At the very beginning of her pregnancy, she traveled to where Elisabeth was and stayed with her for 3 months.  Before being pregnant myself, I didn’t appreciate how difficult of a journey that could have been for her, but it doesn’t seem that something be hard ever stopped Mary.  She did things because they were right, not because they were convenient.


I have often wondered how difficult it would have been for her to start showing her pregnancy.  Certainly a few heads were turned and a few gossiping interpretations were exchanged.  For someone so pure, and so committed to her standards, how would it have felt to know that others thought such things of you?  Integrity comes from the word “integer” which means “whole”.  So if you have integrity, you wholly live what you believe.  And who is a better example of that than Mary?  So to know that you are being accused of something so sacred to you… she must have kept a lot of feelings in.

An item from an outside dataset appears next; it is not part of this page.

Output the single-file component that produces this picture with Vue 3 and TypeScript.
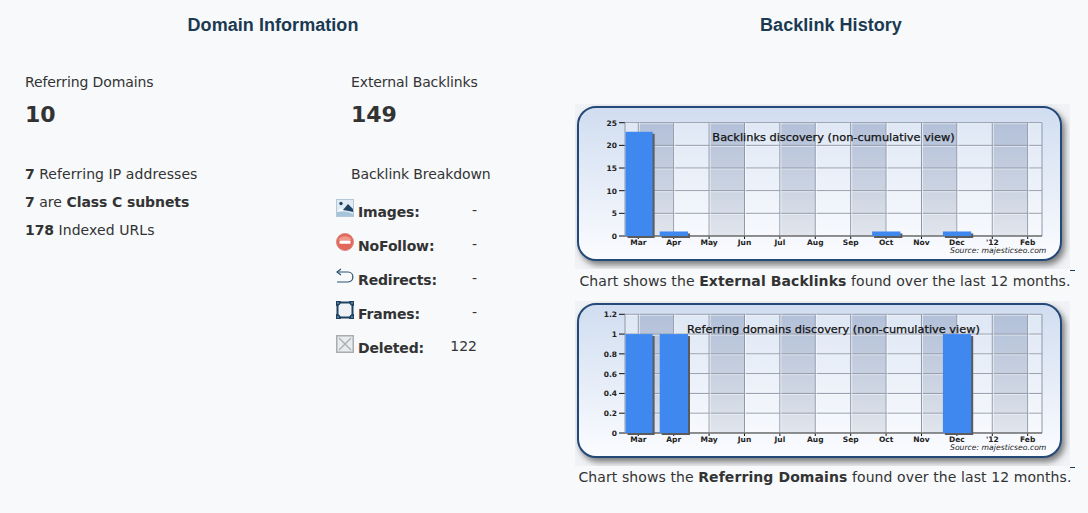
<template>
  <div class="page">
    <section class="domain">
      <h2>Domain Information</h2>
      <div class="columns">
        <div class="col">
          <div class="label">Referring Domains</div>
          <div class="big">10</div>
          <ul class="facts">
            <li><b>7</b> Referring IP addresses</li>
            <li><b>7</b> are <b>Class C subnets</b></li>
            <li><b>178</b> Indexed URLs</li>
          </ul>
        </div>
        <div class="col">
          <div class="label">External Backlinks</div>
          <div class="big">149</div>
          <div class="breakdown-title">Backlink Breakdown</div>
          <div class="breakdown">
            <div class="row">
              <svg class="icon" viewBox="0 0 18 18">
                <rect x="0.5" y="0.5" width="17" height="17" fill="#dfeaf3" stroke="#b5c8d8" />
                <path d="M1 13 L5 9 L8 12 L1 17Z" fill="#fff" />
                <path d="M1 13 Q9 11 17 15 V17 H1Z" fill="#a6c5da" />
                <path d="M7 11 L12 5 L17 10 V13 L13 12Z" fill="#1d4263" />
                <circle cx="5" cy="4.5" r="1.7" fill="#1d4263" />
              </svg>
              <b>Images:</b><span class="val">-</span>
            </div>
            <div class="row">
              <svg class="icon" viewBox="0 0 18 18">
                <circle cx="9" cy="9" r="8.5" fill="#e2665a" stroke="#d9897f" />
                <path d="M2.5 7 A7 6 0 0 1 15.5 7 Z" fill="#f09a8e" />
                <rect x="3.5" y="7.4" width="11" height="3.4" rx="0.6" fill="#fff" />
              </svg>
              <b>NoFollow:</b><span class="val">-</span>
            </div>
            <div class="row">
              <svg class="icon" viewBox="0 0 18 18">
                <path d="M1 5 H12 C18.5 5 18.5 15 12 15 H1" fill="none" stroke="#2b5273" stroke-width="1.2" />
                <path d="M5 2 L1 5 L5 8" fill="none" stroke="#2b5273" stroke-width="1.2" />
              </svg>
              <b>Redirects:</b><span class="val">-</span>
            </div>
            <div class="row">
              <svg class="icon" viewBox="0 0 18 18">
                <rect x="1.5" y="1.5" width="15" height="15" fill="#eef2f6" stroke="#1d4263" stroke-width="2" />
                <path d="M0 0H5Q5 5 0 5ZM18 0H13Q13 5 18 5ZM0 18H5Q5 13 0 13ZM18 18H13Q13 13 18 13Z" fill="#1d4263" />
                <g fill="#9fb6c8">
                  <circle cx="2" cy="2" r="0.8" />
                  <circle cx="16" cy="2" r="0.8" />
                  <circle cx="2" cy="16" r="0.8" />
                  <circle cx="16" cy="16" r="0.8" />
                </g>
              </svg>
              <b>Frames:</b><span class="val">-</span>
            </div>
            <div class="row">
              <svg class="icon" viewBox="0 0 18 18">
                <rect x="0.75" y="0.75" width="16.5" height="16.5" fill="#e9ebee" stroke="#a9acb0" stroke-width="1.5" />
                <path d="M3 3 L15 15 M15 3 L3 15" stroke="#a9acb0" stroke-width="1.3" />
              </svg>
              <b>Deleted:</b><span class="val">122</span>
            </div>
          </div>
        </div>
      </div>
    </section>

    <section class="history">
      <h2>Backlink History</h2>
      <figure v-for="c in charts" :key="c.id" class="chart">
        <svg class="plot" viewBox="0 0 495 165" width="495" height="165">
          <defs>
            <linearGradient :id="`panel-${c.id}`" x1="0" y1="0" x2="0" y2="1">
              <stop offset="0" stop-color="#d0ddf0" />
              <stop offset="1" stop-color="#fbfcff" />
            </linearGradient>
            <linearGradient :id="`band-${c.id}`" x1="0" y1="0" x2="0" y2="1">
              <stop offset="0" stop-color="#8ea0c2" stop-opacity="0.55" />
              <stop offset="1" stop-color="#8c97ab" stop-opacity="0.2" />
            </linearGradient>
            <filter :id="`shadow-${c.id}`" x="-5%" y="-5%" width="110%" height="115%">
              <feDropShadow dx="3" dy="4" stdDeviation="3" flood-color="#555" flood-opacity="0.75" />
            </filter>
          </defs>
          <rect width="495" height="165" fill="#f0f2f5" />
          <rect x="3" y="3" width="483" height="153" rx="18" :fill="`url(#panel-${c.id})`" stroke="#234a78" stroke-width="2" :filter="`url(#shadow-${c.id})`" />

          <rect x="50" :y="c.top" width="417" :height="bottom - c.top" fill="#fff" opacity="0.25" />
          <rect v-for="x in bandXs" :key="x" :x="x" :y="c.top" width="35.4" :height="bottom - c.top" :fill="`url(#band-${c.id})`" />

          <g v-for="t in c.ticks" :key="t.label">
            <line x1="50" x2="467" :y1="t.y" :y2="t.y" stroke="#8f98a8" />
            <line x1="50" x2="467" :y1="t.y + 1" :y2="t.y + 1" stroke="#fff" opacity="0.5" />
            <line x1="44" x2="50" :y1="t.y" :y2="t.y" stroke="#111" />
            <text class="tick" x="42" :y="t.y + 3" text-anchor="end">{{ t.label }}</text>
          </g>
          <g v-for="(m, i) in months" :key="m">
            <line :x1="monthX(i)" :x2="monthX(i)" :y1="c.top" :y2="bottom" stroke="#8f98a8" />
            <line :x1="monthX(i) + 1" :x2="monthX(i) + 1" :y1="c.top" :y2="bottom" stroke="#fff" opacity="0.6" />
            <line :x1="monthX(i)" :x2="monthX(i)" :y1="bottom" :y2="bottom + 3" stroke="#111" />
            <text class="tick" :x="monthX(i)" y="140.5" text-anchor="middle">{{ m }}</text>
          </g>
          <line x1="50" x2="50" :y1="c.top" :y2="bottom" stroke="#8f98a8" />
          <line x1="467" x2="467" :y1="c.top" :y2="bottom" stroke="#8f98a8" />
          <line x1="50" x2="467" :y1="bottom" :y2="bottom" stroke="#777" stroke-width="1.5" />

          <text class="title" x="258.5" :y="c.titleY" text-anchor="middle">{{ c.title }}</text>

          <g v-for="b in c.bars" :key="b.x">
            <rect :x="b.x + 2" :y="b.y + 2" :width="b.w" :height="b.h" fill="#5b5b5b" />
            <rect :x="b.x" :y="b.y" :width="b.w" :height="b.h" fill="#3f88f0" />
          </g>
          <text class="source" x="375" y="148.5">Source: majesticseo.com</text>
        </svg>
        <figcaption>Chart shows the <b>{{ c.name }}</b> found over the last 12 months.</figcaption>
      </figure>
    </section>
  </div>
</template>

<script setup lang="ts">
const months = ['Mar', 'Apr', 'May', 'Jun', 'Jul', 'Aug', 'Sep', 'Oct', 'Nov', 'Dec', "'12", 'Feb']
const bottom = 132
const monthX = (i: number) => 63.3 + 35.4 * i
const bandXs = [0, 2, 4, 6, 8, 10].map(monthX)

const buildChart = (
  id: string,
  name: string,
  title: string,
  titleY: number,
  top: number,
  max: number,
  step: number,
  labels: string[],
  values: number[]
) => {
  const scale = (bottom - top) / max
  const ticks = labels.map((label, i) => ({ label, y: bottom - i * step * scale }))
  const bars = values
    .map((v, i) => {
      const left = Math.max(monthX(i) - 14, 50.5)
      const right = monthX(i) + 14.3
      return { x: left, w: right - left, y: bottom - v * scale, h: v * scale, v }
    })
    .filter((b) => b.v > 0)
  return { id, name, title, titleY, top, ticks, bars }
}

const charts = [
  buildChart('links', 'External Backlinks', 'Backlinks discovery (non-cumulative view)', 37, 18.7, 25, 5,
    ['0', '5', '10', '15', '20', '25'],
    [23, 1, 0, 0, 0, 0, 0, 1, 0, 1, 0, 0]),
  buildChart('domains', 'Referring Domains', 'Referring domains discovery (non-cumulative view)', 31.5, 13.3, 1.2, 0.2,
    ['0', '0.2', '0.4', '0.6', '0.8', '1', '1.2'],
    [1, 1, 0, 0, 0, 0, 0, 0, 0, 1, 0, 0])
]
</script>

<style>
body {
  background: #f7f9fb;
}
</style>

<style scoped>
.page {
  display: flex;
  height: 513px;
  overflow: hidden;
  font-family: 'DejaVu Sans', Verdana, sans-serif;
  font-size: 14px;
  color: #333;
}

h2 {
  margin: 0;
  font-family: 'Liberation Sans', Arial, sans-serif;
  font-size: 18px;
  line-height: 22px;
  font-weight: bold;
  letter-spacing: 0.05px;
  text-align: center;
  color: #1b3a52;
}

.domain {
  width: 546px;
  flex: none;
  padding-top: 14px;
}

.history {
  padding-top: 14px;
  padding-left: 29px;
  width: 513px;
  flex: none;
}

.history h2 {
  width: 512px;
}

.columns {
  display: flex;
  margin-top: 36px;
  padding-left: 25px;
}

.col {
  width: 326px;
  flex: none;
}

.label {
  line-height: 20px;
  letter-spacing: -0.1px;
}

.big {
  margin-top: 10px;
  font-size: 22px;
  font-weight: bold;
  line-height: 26px;
}

.facts {
  list-style: none;
  margin: 32px 0 0;
  padding: 0;
  letter-spacing: 0.08px;
}

.facts li {
  line-height: 28px;
}

.facts b {
  letter-spacing: -0.1px;
}

.breakdown-title {
  margin-top: 36px;
  line-height: 20px;
  letter-spacing: -0.1px;
}

.breakdown {
  margin-top: 15px;
  margin-left: -15px;
  width: 141px;
}

.row {
  display: flex;
  align-items: flex-start;
  height: 34px;
}

.icon {
  width: 18px;
  height: 18px;
  flex: none;
  margin-right: 4px;
}

.row b {
  margin-top: 5px;
  line-height: 17px;
  letter-spacing: -0.15px;
}

.val {
  margin-left: auto;
  margin-top: 3px;
  line-height: 17px;
}

.chart {
  position: relative;
  margin: 0;
  width: 500px;
}

.history h2 + .chart {
  margin-top: 68px;
}

.chart + .chart {
  margin-top: 9px;
}

.chart::after {
  content: '';
  position: absolute;
  left: 495px;
  top: 166px;
  width: 5px;
  height: 1px;
  background: #1b3a52;
}

.plot {
  display: block;
}

figcaption {
  text-align: center;
  line-height: 22px;
  margin-top: 1px;
  letter-spacing: 0.09px;
}

.chart + .chart figcaption {
  margin-top: 0;
}

.tick {
  font-size: 7.5px;
  font-weight: bold;
  fill: #222;
}

.title {
  font-size: 11.35px;
  fill: #111;
  stroke: #111;
  stroke-width: 0.25px;
}

.source {
  font-size: 7.7px;
  font-style: italic;
  fill: #222;
}
</style>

Salutations and introductions of her highlighted her purity.  ”To a virgin, espoused to a man” (Luke 1:27), “And I beheld the city of Nazareth; and in the city of Nazareth I beheld a virgin (1 Nephi 11:13).  And it is her purity that qualified her for this sacred role.  If she would have lost her purity, she would have forfeited this opportunity.  I wonder how hard Satan had worked on her, as he is constantly trying to unravel God’s plan.  But Mary was pure, and purity brings power.  And that confidence that comes when you feel pure before God, would impact how she felt before the Angel and in accepting this call.  Its not just about being virtuous, its about being confident before God.